On March 3, the Supreme Court will hear a plea to invent a new rule of constitutional law with the potential to put an end to the republic the Constitution established, if not under President Trump, then under some despotic successor. This rule would end statutory protections for independent government officials resisting a president’s efforts to use his power to demolish political opposition and protect his party’s supporters. Elected strongmen around the world have put rules in place allowing them to fire government officials for political reasons and used them to destroy constitutional democracy and substitute authoritarianism. But these authoritarians never had the audacity to ask unelected judges to write such rules, securing their enactment instead through parliamentary acts or a referendum.
The blessings of liberty in this country and other functioning democracies depend in important ways on something that legal scholars call the “internal separation of powers.” Prosecutors in robust democracies, for example, enjoy some separation from the head of state, as they are expected to apply the law neutrally. In early America, prosecution was lodged outside of presidential control, among private citizens, state officials, and distant United States Attorneys. Electoral commissions and media regulators, here and abroad, often consist of representatives of both parties in order to ensure fair elections and even-handed government treatment of ideologically diverse broadcast media.

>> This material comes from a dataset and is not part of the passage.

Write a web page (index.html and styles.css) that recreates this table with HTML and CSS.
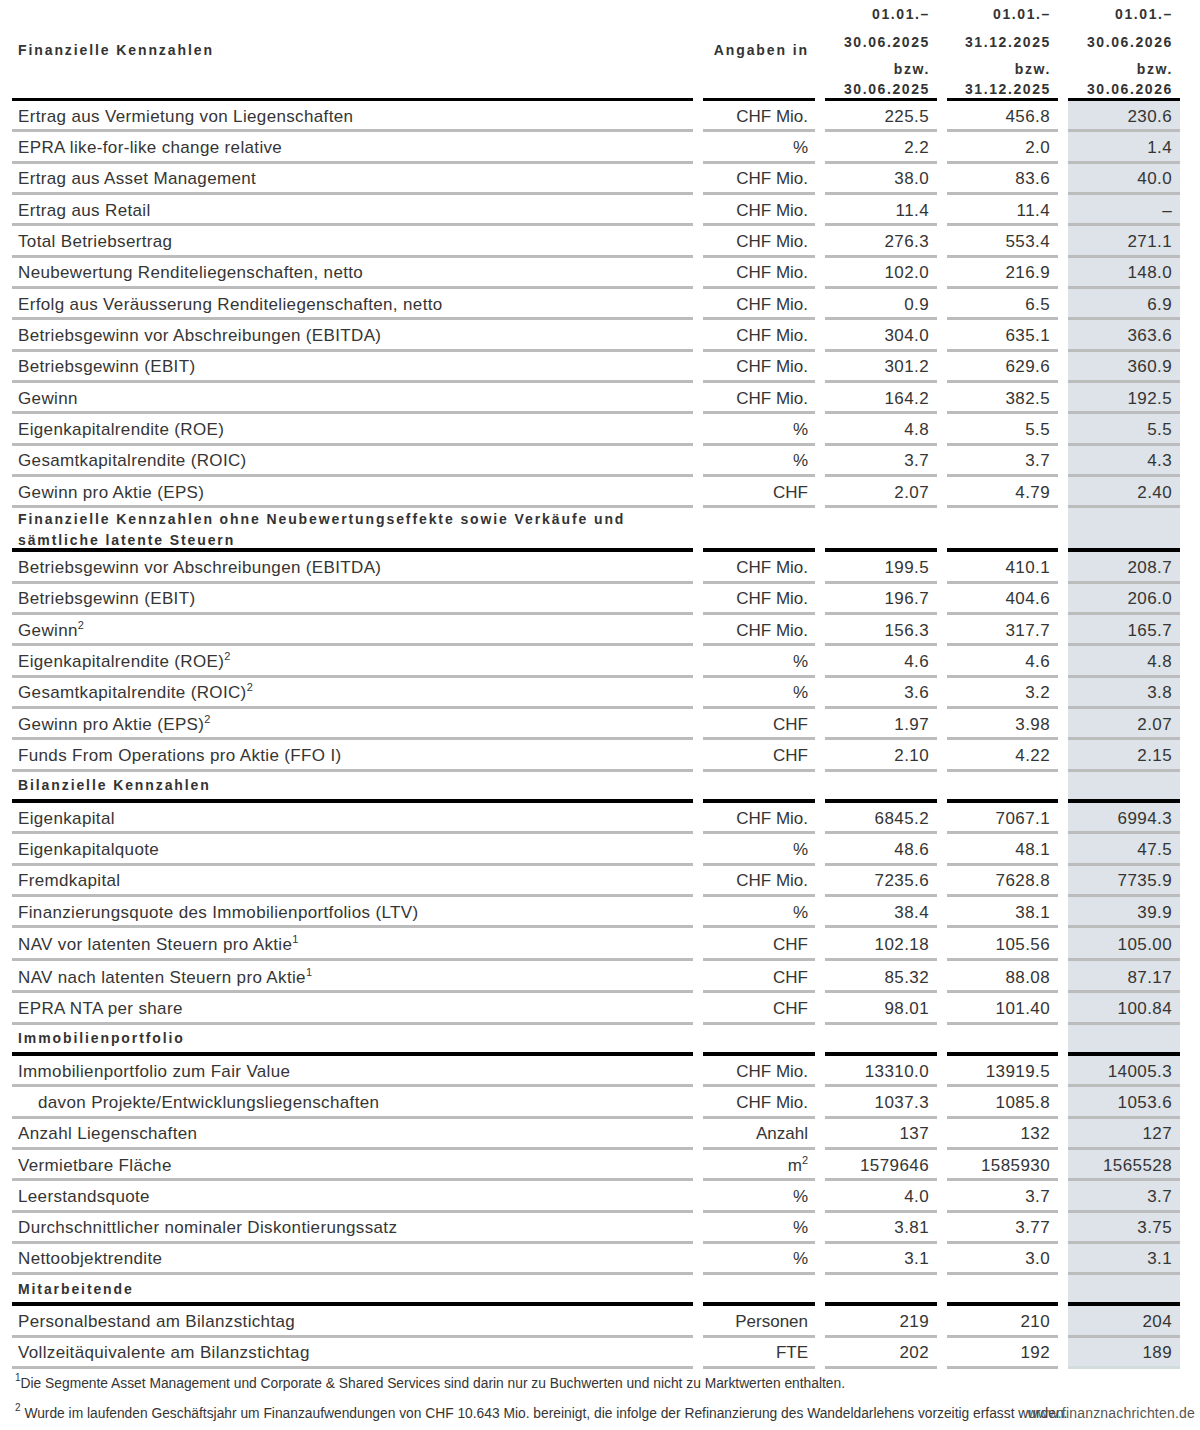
FILE: index.html
```html
<!doctype html>
<html lang="de">
  <head>
    <meta charset="UTF-8" />
    <meta name="viewport" content="width=device-width, initial-scale=1.0" />
    <title>Finanzielle Kennzahlen</title>
    <link rel="stylesheet" href="styles.css">
  </head>
  <body>
    <main class="Page">
      <table class="Kpi">
        <colgroup>
          <col class="Kpi-colLabel" />
          <col class="Kpi-colUnit" />
          <col class="Kpi-colNum" />
          <col class="Kpi-colNum Kpi-colNum--narrow" />
          <col class="Kpi-colNum" />
        </colgroup>
        <thead>
          <tr>
            <th class="Kpi-head Kpi-head--label">Finanzielle Kennzahlen</th>
            <th class="Kpi-head Kpi-head--unit">Angaben in</th>
            <th class="Kpi-head Kpi-head--date">
              <span class="l1">01.01.–</span><span class="l2">30.06.2025</span><span class="l3">bzw.</span><span class="l4">30.06.2025</span>
            </th>
            <th class="Kpi-head Kpi-head--date">
              <span class="l1">01.01.–</span><span class="l2">31.12.2025</span><span class="l3">bzw.</span><span class="l4">31.12.2025</span>
            </th>
            <th class="Kpi-head Kpi-head--date">
              <span class="l1">01.01.–</span><span class="l2">30.06.2026</span><span class="l3">bzw.</span><span class="l4">30.06.2026</span>
            </th>
          </tr>
        </thead>
        <tbody>
          <tr class="Row"><td>Ertrag aus Vermietung von Liegenschaften</td><td>CHF Mio.</td><td>225.5</td><td>456.8</td><td class="cur">230.6</td></tr>
          <tr class="Row"><td>EPRA like-for-like change relative</td><td>%</td><td>2.2</td><td>2.0</td><td class="cur">1.4</td></tr>
          <tr class="Row"><td>Ertrag aus Asset Management</td><td>CHF Mio.</td><td>38.0</td><td>83.6</td><td class="cur">40.0</td></tr>
          <tr class="Row"><td>Ertrag aus Retail</td><td>CHF Mio.</td><td>11.4</td><td>11.4</td><td class="cur">–</td></tr>
          <tr class="Row"><td>Total Betriebsertrag</td><td>CHF Mio.</td><td>276.3</td><td>553.4</td><td class="cur">271.1</td></tr>
          <tr class="Row"><td>Neubewertung Renditeliegenschaften, netto</td><td>CHF Mio.</td><td>102.0</td><td>216.9</td><td class="cur">148.0</td></tr>
          <tr class="Row"><td>Erfolg aus Veräusserung Renditeliegenschaften, netto</td><td>CHF Mio.</td><td>0.9</td><td>6.5</td><td class="cur">6.9</td></tr>
          <tr class="Row"><td>Betriebsgewinn vor Abschreibungen (EBITDA)</td><td>CHF Mio.</td><td>304.0</td><td>635.1</td><td class="cur">363.6</td></tr>
          <tr class="Row"><td>Betriebsgewinn (EBIT)</td><td>CHF Mio.</td><td>301.2</td><td>629.6</td><td class="cur">360.9</td></tr>
          <tr class="Row"><td>Gewinn</td><td>CHF Mio.</td><td>164.2</td><td>382.5</td><td class="cur">192.5</td></tr>
          <tr class="Row"><td>Eigenkapitalrendite (ROE)</td><td>%</td><td>4.8</td><td>5.5</td><td class="cur">5.5</td></tr>
          <tr class="Row"><td>Gesamtkapitalrendite (ROIC)</td><td>%</td><td>3.7</td><td>3.7</td><td class="cur">4.3</td></tr>
          <tr class="Row"><td>Gewinn pro Aktie (EPS)</td><td>CHF</td><td>2.07</td><td>4.79</td><td class="cur">2.40</td></tr>

          <tr class="Section Section--double"><td><div class="Section-text">Finanzielle Kennzahlen ohne Neubewertungseffekte sowie Verkäufe und<br />sämtliche latente Steuern</div></td><td></td><td></td><td></td><td class="cur"></td></tr>
          <tr class="Row"><td>Betriebsgewinn vor Abschreibungen (EBITDA)</td><td>CHF Mio.</td><td>199.5</td><td>410.1</td><td class="cur">208.7</td></tr>
          <tr class="Row"><td>Betriebsgewinn (EBIT)</td><td>CHF Mio.</td><td>196.7</td><td>404.6</td><td class="cur">206.0</td></tr>
          <tr class="Row"><td>Gewinn<sup>2</sup></td><td>CHF Mio.</td><td>156.3</td><td>317.7</td><td class="cur">165.7</td></tr>
          <tr class="Row"><td>Eigenkapitalrendite (ROE)<sup>2</sup></td><td>%</td><td>4.6</td><td>4.6</td><td class="cur">4.8</td></tr>
          <tr class="Row"><td>Gesamtkapitalrendite (ROIC)<sup>2</sup></td><td>%</td><td>3.6</td><td>3.2</td><td class="cur">3.8</td></tr>
          <tr class="Row"><td>Gewinn pro Aktie (EPS)<sup>2</sup></td><td>CHF</td><td>1.97</td><td>3.98</td><td class="cur">2.07</td></tr>
          <tr class="Row"><td>Funds From Operations pro Aktie (FFO I)</td><td>CHF</td><td>2.10</td><td>4.22</td><td class="cur">2.15</td></tr>

          <tr class="Section"><td>Bilanzielle Kennzahlen</td><td></td><td></td><td></td><td class="cur"></td></tr>
          <tr class="Row"><td>Eigenkapital</td><td>CHF Mio.</td><td>6845.2</td><td>7067.1</td><td class="cur">6994.3</td></tr>
          <tr class="Row"><td>Eigenkapitalquote</td><td>%</td><td>48.6</td><td>48.1</td><td class="cur">47.5</td></tr>
          <tr class="Row"><td>Fremdkapital</td><td>CHF Mio.</td><td>7235.6</td><td>7628.8</td><td class="cur">7735.9</td></tr>
          <tr class="Row"><td>Finanzierungsquote des Immobilienportfolios (LTV)</td><td>%</td><td>38.4</td><td>38.1</td><td class="cur">39.9</td></tr>
          <tr class="Row Row--tall"><td>NAV vor latenten Steuern pro Aktie<sup>1</sup></td><td>CHF</td><td>102.18</td><td>105.56</td><td class="cur">105.00</td></tr>
          <tr class="Row Row--tall"><td>NAV nach latenten Steuern pro Aktie<sup>1</sup></td><td>CHF</td><td>85.32</td><td>88.08</td><td class="cur">87.17</td></tr>
          <tr class="Row"><td>EPRA NTA per share</td><td>CHF</td><td>98.01</td><td>101.40</td><td class="cur">100.84</td></tr>

          <tr class="Section"><td>Immobilienportfolio</td><td></td><td></td><td></td><td class="cur"></td></tr>
          <tr class="Row"><td>Immobilienportfolio zum Fair Value</td><td>CHF Mio.</td><td>13310.0</td><td>13919.5</td><td class="cur">14005.3</td></tr>
          <tr class="Row"><td class="indent">davon Projekte/Entwicklungsliegenschaften</td><td>CHF Mio.</td><td>1037.3</td><td>1085.8</td><td class="cur">1053.6</td></tr>
          <tr class="Row"><td>Anzahl Liegenschaften</td><td>Anzahl</td><td>137</td><td>132</td><td class="cur">127</td></tr>
          <tr class="Row"><td>Vermietbare Fläche</td><td>m<sup>2</sup></td><td>1579646</td><td>1585930</td><td class="cur">1565528</td></tr>
          <tr class="Row"><td>Leerstandsquote</td><td>%</td><td>4.0</td><td>3.7</td><td class="cur">3.7</td></tr>
          <tr class="Row"><td>Durchschnittlicher nominaler Diskontierungssatz</td><td>%</td><td>3.81</td><td>3.77</td><td class="cur">3.75</td></tr>
          <tr class="Row"><td>Nettoobjektrendite</td><td>%</td><td>3.1</td><td>3.0</td><td class="cur">3.1</td></tr>

          <tr class="Section"><td>Mitarbeitende</td><td></td><td></td><td></td><td class="cur"></td></tr>
          <tr class="Row"><td>Personalbestand am Bilanzstichtag</td><td>Personen</td><td>219</td><td>210</td><td class="cur">204</td></tr>
          <tr class="Row Row--last"><td>Vollzeitäquivalente am Bilanzstichtag</td><td>FTE</td><td>202</td><td>192</td><td class="cur">189</td></tr>
        </tbody>
      </table>

      <div class="Notes">
        <p><sup>1</sup>Die Segmente Asset Management und Corporate &amp; Shared Services sind darin nur zu Buchwerten und nicht zu Marktwerten enthalten.</p>
        <p><sup>2</sup> Wurde im laufenden Geschäftsjahr um Finanzaufwendungen von CHF 10.643 Mio. bereinigt, die infolge der Refinanzierung des Wandeldarlehens vorzeitig erfasst wurden.</p>
      </div>

      <span class="Watermark">www.finanznachrichten.de</span>
    </main>
  </body>
</html>
```

FILE: styles.css
```css
:root {
  --color-text: #353535;
  --color-rule: #bcbcbc;
  --color-strong: #000;
  --color-current: #dde3e8;
}

body {
  margin: 0;
  font-family: "Liberation Sans", Arial, sans-serif;
  color: var(--color-text);
  background-color: #fff;
}

.Page {
  position: relative;
  width: 1200px;
  height: 1430px;
  overflow: hidden;
}

/* Table */
.Kpi {
  margin-left: 2px;
  border-collapse: separate;
  border-spacing: 10px 0;
  table-layout: fixed;
  width: 1188px;
}

.Kpi-colLabel { width: 681px; }
.Kpi-colUnit { width: 112px; }
.Kpi-colNum { width: 112px; }
.Kpi-colNum--narrow { width: 111px; }

.Kpi th,
.Kpi td {
  padding: 0 7px;
  box-sizing: border-box;
}

/* Header */
.Kpi-head {
  height: 101px;
  border-bottom: 3px solid var(--color-strong);
  font-size: 14px;
  font-weight: bold;
  letter-spacing: 1.9px;
  color: #333;
  vertical-align: middle;
}

.Kpi-head--label {
  text-align: left;
  padding-left: 6px !important;
  padding-top: 2px !important;
}

.Kpi-head--unit {
  text-align: right;
  padding-right: 6px !important;
  padding-top: 2px !important;
}

.Kpi-head--date {
  text-align: right;
  vertical-align: top;
  letter-spacing: 1.6px;
  padding-right: 7px !important;
}

.Kpi-head--date span {
  display: block;
}

.Kpi-head--date .l1,
.Kpi-head--date .l2 { height: 28px; line-height: 28px; }
.Kpi-head--date .l3 { height: 24px; line-height: 26px; }
.Kpi-head--date .l4 { height: 18px; line-height: 18px; }

/* Data rows */
.Row td {
  height: 31.33px;
  padding-top: 3px;
  border-bottom: 3px solid var(--color-rule);
  font-size: 17px;
  text-align: right;
  vertical-align: middle;
  white-space: nowrap;
}

.Row--tall td {
  height: 32.5px;
  padding-top: 5px;
}

.Row td:first-child {
  text-align: left;
  padding-left: 6px;
  letter-spacing: 0.35px;
}

.Row td:nth-child(n + 3) {
  letter-spacing: 0.4px;
  padding-right: 8px;
}

.Row td.indent {
  padding-left: 26px;
}

.Row sup,
.Notes sup {
  font-size: 11px;
  line-height: 0;
  vertical-align: 7px;
}

.cur {
  background-color: var(--color-current);
}

.Row--last td.cur {
  border-bottom-color: #d3dcdc;
}

/* Section headings */
.Section td {
  height: 31.33px;
  border-bottom: 4px solid var(--color-strong);
  font-size: 14px;
  font-weight: bold;
  letter-spacing: 1.9px;
  color: #333;
  vertical-align: middle;
}

.Section td:first-child {
  padding-left: 6px;
}

.Section--double td {
  height: 44px;
}

.Section-text {
  height: 40px;
  line-height: 21px;
  padding-top: 1px;
  box-sizing: border-box;
}

/* Footnotes */
.Notes {
  padding-left: 15px;
  font-size: 13.8px;
}

.Notes p {
  margin: 0;
  height: 30px;
  line-height: 30px;
}

.Notes sup {
  font-size: 10px;
}

.Notes p:first-child {
  margin-top: 0;
}

.Watermark {
  position: absolute;
  right: 5px;
  top: 1405px;
  font-size: 14px;
  color: #555;
  letter-spacing: 0.2px;
}
```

Elected authoritarians in Turkey and Hungary defeated the internal separation of powers undergirding their democracies and gave themselves control over entities vital to a well-functioning democracy by obtaining the power to remove officials devoted to the rule of law from these entities. Once they secured direct or indirect head-of-state control over government officials, they used that power to undermine the rule of law and democracy. For example, Hungary’s prosecution service, once under Prime Minister Orbán’s control, took to announcing prosecution of political opponents on the eve of elections, only to drop charges afterward to avoid the embarrassment of a judicial check. Turkish President Erdogan’s prosecutors singled out political opponents for prosecution for violations of the tax code. More recently, they have charged political opponents with terrorism-related crimes. At the same time, rampant corruption in authoritarian states escapes prosecution. These countries’ captured electoral commissions bend the rules to favor the ruling party, and their media authorities work to convert major media into government propaganda organs.

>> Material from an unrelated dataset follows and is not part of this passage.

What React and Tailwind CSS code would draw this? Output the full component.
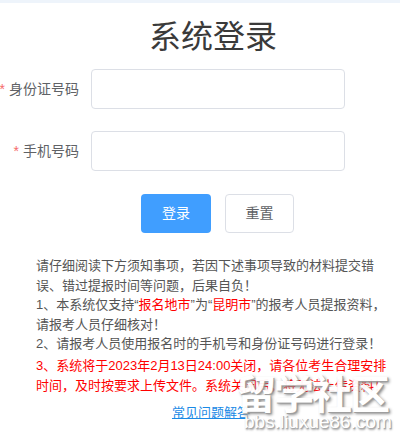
import React, { useState } from 'react';

const font = 'font-["Liberation_Sans","Noto_Sans_CJK_SC",sans-serif]';

const Field = ({ label, value, onChange }) => (
    <div className="flex items-center h-[40px]">
        <label className="w-[91px] shrink-0 pr-[12px] flex justify-end items-center whitespace-nowrap text-[14px] text-[#606266]">
            <span className="text-[#f56c6c] mr-[4px]">*</span>
            {label}
        </label>
        <input
            value={value}
            onChange={onChange}
            className="w-[254px] h-[40px] border border-[#dcdfe6] rounded-[4px] px-[15px] text-[14px] text-[#606266] outline-none focus:border-[#409eff]"
        />
    </div>
);

export default function App() {
    const [idNo, setIdNo] = useState('');
    const [phone, setPhone] = useState('');

    return (
        <div className={`relative w-[400px] h-[440px] overflow-hidden bg-white ${font}`}>
            <div className="h-[3px] bg-[#eef4fb]" />

            <h1 className="text-center text-[32px] leading-[40px] text-[#3a3a3a] mt-[14px] ml-[26px]">系统登录</h1>

            <div className="mt-[12px] flex flex-col gap-[22px]">
                <Field label="身份证号码" value={idNo} onChange={(e) => setIdNo(e.target.value)} />
                <Field label="手机号码" value={phone} onChange={(e) => setPhone(e.target.value)} />
            </div>

            <div className="mt-[23px] flex pl-[141px] gap-[14px]">
                <button
                    onClick={() => {}}
                    className="w-[70px] h-[39px] rounded-[4px] bg-[#409eff] text-white text-[14px]"
                >
                    登录
                </button>
                <button
                    onClick={() => { setIdNo(''); setPhone(''); }}
                    className="w-[69px] h-[39px] rounded-[4px] border border-[#dcdfe6] bg-white text-[#606266] text-[14px]"
                >
                    重置
                </button>
            </div>

            <div className="mt-[23px] ml-[36px] w-[352px] text-[13px] leading-[19.5px] text-[#555]">
                <p>请仔细阅读下方须知事项，若因下述事项导致的材料提交错误、错过提报时间等问题，后果自负！</p>
                <p>
                    1、本系统仅支持“<span className="text-[#f00]">报名地市</span>”为“<span className="text-[#f00]">昆明市</span>”的报考人员提报资料，请报考人员仔细核对！
                </p>
                <p>2、请报考人员使用报名时的手机号和身份证号码进行登录！</p>
                <p className="text-[#f00] mt-[2px] leading-[20px]">3、系统将于2023年2月13日24:00关闭，请各位考生合理安排时间，及时按要求上传文件。系统关闭后，将无法上传资料！</p>
            </div>

            <div className="mt-[4px] text-center pl-[22px]">
                <a href="#" className="text-[13px] text-[#1a8ae6] underline">常见问题解答</a>
            </div>

            {/* watermark */}
            <div className="absolute left-[236px] top-[374px] pointer-events-none select-none">
                <div className="text-[40px] leading-[42px] font-bold tracking-[-2px] text-white [text-shadow:1px_1px_0_#999,2px_2px_3px_#888] opacity-95">留学社区</div>
                <div className="-mt-[4px] ml-[8px] text-[19px] leading-[20px] text-white [text-shadow:1px_1px_0_#aaa,1px_2px_2px_#999]">bbs.liuxue86.com</div>
            </div>
        </div>
    );
}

The Trump administration has asked the Supreme Court to invalidate a statutory provision written to ensure the independence of the director of the Consumer Financial Protection Bureau’s (CFPB) by making clear he or she may only be fired for cause. This provision enables the president to fire the director for failing to faithfully execute the law. But the president under this statute cannot fire the director for prosecuting companies whose CEOs support the president or for declining to investigate innocent companies headed by an opponent of the president. The Trump administration argues that the Constitution gives the president sole control over the executive branch of government and therefore allows him to fire government officials for no valid reason whatsoever.

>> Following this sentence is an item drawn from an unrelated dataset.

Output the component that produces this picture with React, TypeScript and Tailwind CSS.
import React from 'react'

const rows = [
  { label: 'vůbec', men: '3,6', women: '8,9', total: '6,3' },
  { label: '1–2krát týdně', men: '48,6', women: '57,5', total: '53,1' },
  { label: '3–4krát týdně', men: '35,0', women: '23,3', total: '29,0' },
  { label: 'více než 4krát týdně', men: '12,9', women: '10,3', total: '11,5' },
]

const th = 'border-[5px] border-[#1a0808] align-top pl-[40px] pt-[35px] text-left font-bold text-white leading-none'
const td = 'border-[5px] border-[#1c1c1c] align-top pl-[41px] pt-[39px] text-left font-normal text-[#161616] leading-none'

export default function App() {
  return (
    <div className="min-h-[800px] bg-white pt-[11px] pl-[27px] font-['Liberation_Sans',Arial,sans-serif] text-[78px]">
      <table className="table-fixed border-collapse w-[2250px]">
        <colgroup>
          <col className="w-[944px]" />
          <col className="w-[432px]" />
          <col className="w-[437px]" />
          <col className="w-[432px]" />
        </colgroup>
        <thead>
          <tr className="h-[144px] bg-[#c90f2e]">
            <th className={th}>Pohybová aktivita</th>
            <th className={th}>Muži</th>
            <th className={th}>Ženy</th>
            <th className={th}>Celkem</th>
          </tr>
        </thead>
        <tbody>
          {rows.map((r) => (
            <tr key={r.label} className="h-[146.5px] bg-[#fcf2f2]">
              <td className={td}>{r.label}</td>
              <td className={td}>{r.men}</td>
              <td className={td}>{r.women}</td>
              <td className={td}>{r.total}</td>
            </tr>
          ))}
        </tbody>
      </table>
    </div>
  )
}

While this one provision may seem insignificant, the principle at stake is enormously important. Although some of the Framers sought to give the president sole dominion over the executive branch of government by allowing him to appoint its officials “at pleasure,” meaning subject to firing at will, they ultimately rejected this. Instead, the Constitution only expressly authorizes the Senate to remove government officials (after impeachment in the House). The Constitution also expressly authorizes Congress to write general rules governing the executive branch of government, like the rules governing terms of office and the grounds for removal. Alexander Hamilton explained in the Federalist Papers that the Constitution aimed to prevent appointment of “obsequious instruments” of presidential pleasure and that the need to get Senate approval for removal of officers would provide for stable administration of the law.
While the Supreme Court abolished Senate control over removal outside the impeachment context in 1926, it has never held that the Congress has to leave the president free to fire all high government officials for political reasons. But that is the principle the Trump administration is fighting for in the CFPB case. The Court should show a bit of judicial modesty and not adopt a new constitutional rule that would prevent Congress from protecting the rule of law upon which our democracy depends.